Although the State Bar Court initially approved Eben's license application, with just one dissenting opinion out of the court's five judges, the state Bar Association appealed this decision to the California Supreme Court, which ultimately rejected his application for admission to the Bar. There are some people, it seems, whom even lawyers won't allow in their club.
In addition to his written support for Eben's application for a Bar card, Burton pushed a bill through the Legislature that eliminates the post of the State Bar Court judge who wrote the dissenting opinion (eventually endorsed by the Supreme Court) that Eben should not get a bar card. The legislation eliminates the post of non-lawyer judge Kent Norian, while turning several more Bar Court seats into political appointments.

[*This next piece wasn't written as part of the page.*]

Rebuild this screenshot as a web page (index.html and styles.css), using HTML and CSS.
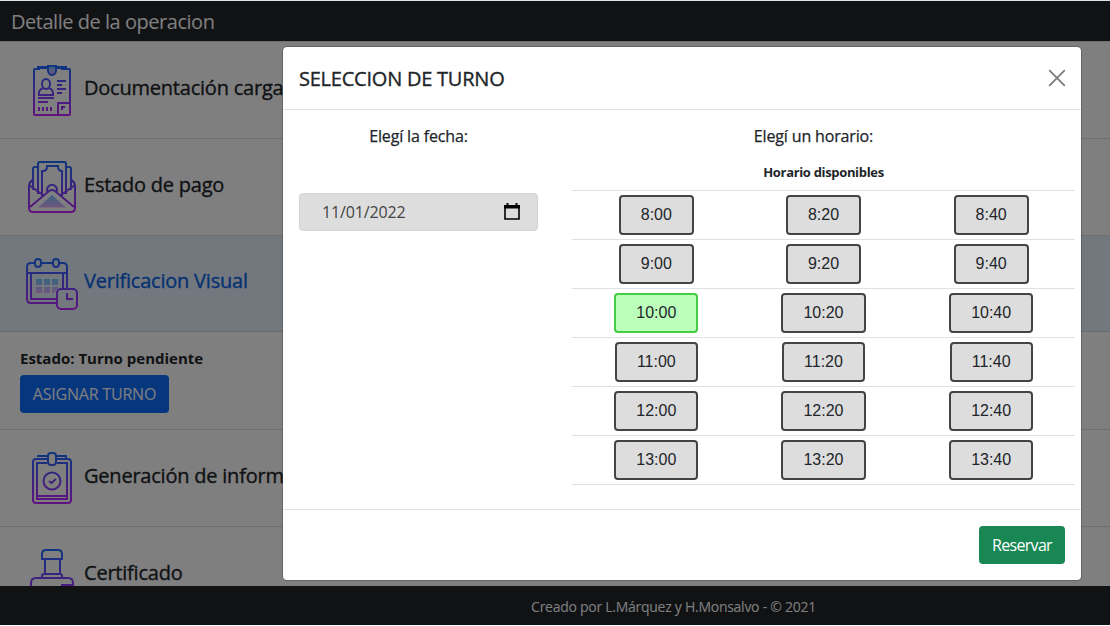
FILE: index.html
```html
<!DOCTYPE html>
<html lang="es">
<head>
<meta charset="utf-8">
<title>Detalle de la operacion</title>
<link rel="stylesheet" href="styles.css">
</head>
<body>
<svg width="0" height="0" class="defs"><defs>
<linearGradient id="g" gradientUnits="userSpaceOnUse" x1="0" y1="0" x2="0" y2="54"><stop offset="0" stop-color="#1a6dff"/><stop offset="1" stop-color="#c822ff"/></linearGradient>
<linearGradient id="h" x1="0" y1="0" x2="0" y2="1"><stop offset="0" stop-color="#6dc7ff"/><stop offset="1" stop-color="#e6abff"/></linearGradient>
</defs></svg>
<div class="page">
<header class="navbar"><span class="brand">Detalle de la operacion</span></header>
<main class="accordion">
  <section class="item first"><div class="head">
    <svg class="icon" viewBox="0 0 64 64" fill="none" stroke="url(#g)" stroke-width="2"><path d="M20 5H15q-1 0-1 1V50q0 1 1 1H49q1 0 1-1V6q0-1-1-1H41"/><path d="M17 3.500H28M36 3.500H47" stroke-width="3"/><path d="M28 2H36V7q-1 4-4 4T28 7Z" fill="url(#h)"/><ellipse cx="26" cy="20" rx="4" ry="5"/><path d="M23 24Q20 25 19 28V31H33V28Q32 25 29 24M37 17H46M37 21H42M37 25H46M37 29H42M18 34H34M18 38H28M19 43V47M23 43V47M27 43V47M31 43V47M38 51V39H50M42 46V43H45"/></svg>
    <span class="label">Documentación cargada</span></div></section>
  <section class="item"><div class="head">
    <svg class="icon" viewBox="0 0 64 64" fill="none" stroke="url(#g)" stroke-width="2"><path d="M18 33V3q0-2 2-2H44q2 0 2 2V33M18 6H15q-2 0-2 2V29M46 6H49q2 0 2 2V29M22 35V10H23Q27 10 27 5H38Q38 10 42 10V35M27.500 31A5 5 0 1 1 36.500 31M13 19Q9 21 9 25V47q0 4 4 4H51q4 0 4-4V25Q55 21 51 19M9 24 23 34M55 24 41 34M10 46 29 30Q32 28 35 30L54 46"/><path d="M32 34 46 46.500H18Z" fill="url(#h)" stroke="none"/></svg>
    <span class="label">Estado de pago</span></div></section>
  <section class="item"><div class="head active">
    <svg class="icon" viewBox="0 0 64 64" fill="none" stroke="url(#g)" stroke-width="2"><path d="M14 5H11q-4 0-4 4V41q0 4 4 4H36M22 5H32M40 5H43q4 0 4 4V30M7 15H47M11 15V41H36M43 15V30"/><rect x="15" y="1" width="6" height="8" rx="3"/><rect x="33" y="1" width="6" height="8" rx="3"/><path d="M16 21h6v6h-6zM24 21h6v6h-6zM32 21h6v6h-6zM16 29h6v6h-6zM24 29h6v6h-6zM32 29h6v2q-3 1-3 4h-3z" fill="url(#h)" stroke="none"/><rect x="37" y="31" width="20" height="20" rx="4"/><path d="M47 35V41H53"/></svg>
    <span class="label">Verificacion Visual</span></div>
    <div class="detail"><strong>Estado: Turno pendiente</strong><button class="btn primary">ASIGNAR TURNO</button></div></section>
  <section class="item"><div class="head">
    <svg class="icon" viewBox="0 0 64 64" fill="none" stroke="url(#g)" stroke-width="2"><path d="M27 7H16q-3 0-3 3V48q0 3 3 3H48q3 0 3-3V10q0-3-3-3H37M27 11H17V47H47V11H37M18 5V4H27M37 4H46V6M17 44H47M29 29 31.500 31 36 27"/><rect x="28" y="1" width="8" height="12" rx="3"/><circle cx="32" cy="29" r="8.500"/></svg>
    <span class="label">Generación de informe</span></div></section>
  <section class="item"><div class="head">
    <svg class="icon" viewBox="0 0 64 64" fill="none" stroke="url(#g)" stroke-width="2"><path d="M22 10V5q0-4 4-4H38q4 0 4 4V10ZM25 10V25M40 10V25M22 28V27q0-2 2-2H40q2 0 2 2V28M11 40V34q0-5 5-5H48q5 0 5 5V40ZM41 36H53"/></svg>
    <span class="label">Certificado</span></div></section>
</main>
<footer class="footer"><span>Creado por L.Márquez y H.Monsalvo - © 2021</span></footer>
</div>
<div class="backdrop">
<div class="modal">
  <div class="modal-header"><h5>SELECCION DE TURNO</h5>
  <svg class="close" viewBox="0 0 16 16" stroke="#000" stroke-width="1.900" stroke-linecap="round"><path d="M.7.7 15.300 15.300M15.300.7.7 15.300"/></svg></div>
  <div class="modal-body">
    <div class="date-col"><p>Elegí la fecha:</p>
      <div class="date"><span>11/01/2022</span><svg width="16" height="17" viewBox="0 0 16 17"><path d="M1 3H15V16H1Z" fill="none" stroke="#000" stroke-width="1.600"/><path d="M0 2H16V5.500H0ZM2.500 0H4.500V2H2.500ZM11.500 0H13.500V2H11.500Z"/></svg></div></div>
    <div class="time-col"><p>Elegí un horario:</p>
      <table><thead><tr><th colspan="3">Horario disponibles</th></tr></thead><tbody>
      <tr><td><button class="slot">8:00</button></td><td><button class="slot">8:20</button></td><td><button class="slot">8:40</button></td></tr>
      <tr><td><button class="slot">9:00</button></td><td><button class="slot">9:20</button></td><td><button class="slot">9:40</button></td></tr>
      <tr><td><button class="slot selected">10:00</button></td><td><button class="slot">10:20</button></td><td><button class="slot">10:40</button></td></tr>
      <tr><td><button class="slot">11:00</button></td><td><button class="slot">11:20</button></td><td><button class="slot">11:40</button></td></tr>
      <tr><td><button class="slot">12:00</button></td><td><button class="slot">12:20</button></td><td><button class="slot">12:40</button></td></tr>
      <tr><td><button class="slot">13:00</button></td><td><button class="slot">13:20</button></td><td><button class="slot">13:40</button></td></tr>
      </tbody></table></div>
  </div>
  <div class="modal-footer"><button class="btn success">Reservar</button></div>
</div>
</div>
</body>
</html>
```
FILE: styles.css
```css
*{box-sizing:border-box}
body{margin:0;height:626px;overflow:hidden;background:#fff;color:#212529;font:16px/24px "Open Sans","Noto Sans",sans-serif;white-space:nowrap}
.defs{display:block}
button{font:inherit}
.page{height:625px;border-top:1px solid #dbe3e3;display:flex;flex-direction:column}
.navbar{flex:0 0 40px;background:#212529;display:flex;align-items:center;padding:2px 11px 0;color:#fff;font-size:20px}
.brand{letter-spacing:-.47px}
.accordion{flex:1;min-height:0;overflow:hidden}
.item{border-bottom:1px solid #dfdfdf}
.item.first{border-top:1px solid #dfdfdf}
.head{height:96px;padding:16px 20px;display:flex;align-items:center}
.first .head{height:96px}
.head.active{background:#e7f1ff;color:#0c63e4;border-bottom:1px solid #ced7e3}
.icon{width:64px;height:64px;flex:none;overflow:visible;transform:translateY(6px)}
.first .icon{transform:translateY(6px)}
.label{font-size:20px;font-weight:500;line-height:24px;padding-bottom:5px;letter-spacing:-.22px;-webkit-text-stroke:.35px currentColor}
.detail{height:97px;padding:14px 20px;display:flex;flex-direction:column;align-items:flex-start;gap:5px}
.detail strong{font-size:15px}
.btn{height:38px;border:0;border-radius:4px;color:#fff;padding:0;display:flex;align-items:center;justify-content:center}
.primary{width:149px;background:#0d6efd;letter-spacing:-.2px}
.footer{flex:0 0 39px;background:#212529;color:#fff;font-size:14px;letter-spacing:-.27px;display:flex;align-items:center;justify-content:center;padding:3px 0 0 237px}
.backdrop{position:absolute;left:0;top:1px;width:1110px;height:624px;background:rgba(0,0,0,.5);padding:45px 0 0 282px}
.modal{width:800px;height:535px;background:#fff;background-clip:padding-box;border:1px solid rgba(0,0,0,.2);border-radius:5px;display:flex;flex-direction:column}
.modal-header{height:63px;border-bottom:1px solid #dee2e6;display:flex;align-items:center;justify-content:space-between;padding:0 16px}
h5{margin:0;padding-top:2px;font-size:20px;font-weight:500;letter-spacing:-.23px;-webkit-text-stroke:.35px currentColor}
.close{width:16px;height:16px;opacity:.5;overflow:visible}
.modal-body{flex:1;display:flex;padding:14px 5px 0 16px;gap:34px}
.date-col{width:239px}
.time-col{width:503px}
p{margin:0;text-align:center;font-weight:500;letter-spacing:-.15px;-webkit-text-stroke:.25px currentColor}
.time-col p{padding-right:20px}
.date{margin-top:45px;height:38px;border:1px solid #ced4da;border-radius:4px;background:#ddd;display:flex;align-items:center;justify-content:space-between;padding:0 17px 0 22px;color:#444;letter-spacing:-.15px}
.date svg{margin-bottom:2px}
table{width:100%;border-collapse:collapse;table-layout:fixed;margin-top:9px}
th{height:33px;padding:0 0 2px;font-size:13px;line-height:24px;letter-spacing:-.33px;vertical-align:middle;border-bottom:1px solid #dee2e6}
td{height:49px;padding:0;text-align:center;vertical-align:middle;border-bottom:1px solid #dee2e6}
.slot{height:40px;padding:0 20px;border:2px solid #444;border-radius:4px;background:#ddd;color:#212529;font:16px "Liberation Sans",Arial,sans-serif;display:inline-block;vertical-align:middle}
td:first-child{padding-left:1px}
.selected{background:#bfb;border-color:#4c4}
.modal-footer{height:71px;border-top:1px solid #dee2e6;padding:16px;display:flex;justify-content:flex-end}
.success{width:86px;background:#198754;letter-spacing:-.7px}
```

But that’s how John Burton plays the game. And pretty soon, the response becomes almost Pavlovian.
Not surprisingly, folks say they're scared to cross John Burton. Most of his critics – and even several people who have endorsed Kimiko Burton – refused to be quoted by name in this story. "You can't use my name. But I really support what you're doing," one source says, echoing what the Bay Guardian was told numerous times.
"The fear of John Burton runs wide and deep, and even progressive individuals fear further reprisals, targeting, or damage," one city hall insider says.
And now Burton wants to head the California Democratic Party. Do California Democrats really want someone who practices Rod Blagojevich-style politics as their titular head, their public face? We know where that path leads. It leads to Democratic losses in registration; it leads to Democratic losses at the polls.
If the state’s Democrats want a party that will build a broad, winning coalition in the coming years and believe that the state party should value openness, inclusion, and empowerment rather than pay-to-play, John Burton is the wrong person to lead the California Democratic Party in 2009.